According to a May 6-13 poll of 15 economists, the economy is estimated to have expanded 2.1% in the January-March period compared with the same period a year earlier. It showed annual growth of 1.9% in the previous quarter.
A smaller sample of forecasts showed first-quarter gross domestic product (GDP) was estimated to have been 0.9% higher than in the previous quarter. That would be half of the quarterly growth of 1.8% in the fourth quarter of 2021.
Phacharaphot Nuntramas, chief economist at Krung Thai Bank, said, “A deceleration of GDP growth is expected due to impacts from the Russia-Ukraine conflict, a decline in consumer confidence with soaring inflation and a decline in household non-energy spending”.
According to a separate Reuters poll, inflation has remained above the Bank of Thailand’s upper limit of 3% so far this year and is expected to remain there until the end of the year.
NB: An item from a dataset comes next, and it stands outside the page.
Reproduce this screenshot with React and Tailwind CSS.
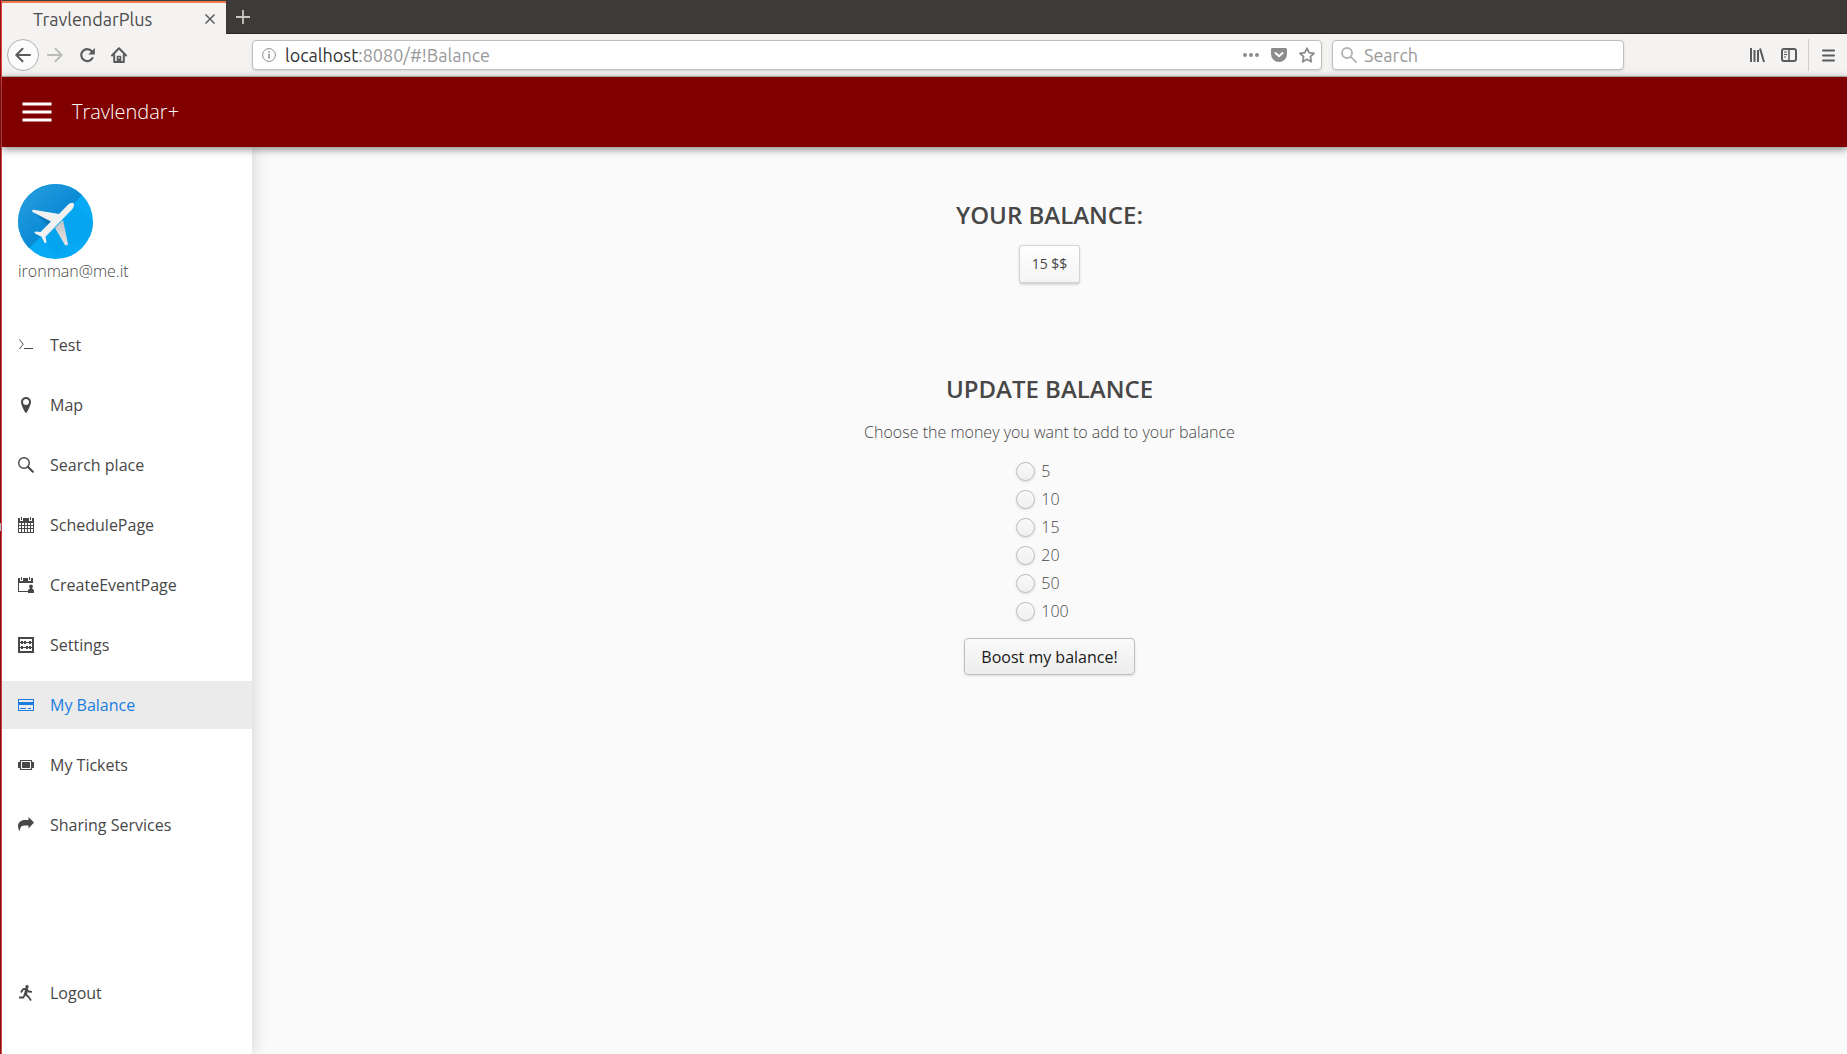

The tourism industry is meanwhile on track to receive just 6.1 million foreign visitors this year, falling short of an earlier projection of 7 million because of China’s travel restrictions and curtailment of Russian visits due to the war in Ukraine.
GDP for all of 2022 is expected to be 3.5% higher than a year earlier, according to another Reuters poll, in line with recently trimmed government projections and the International Monetary Fund (IMF).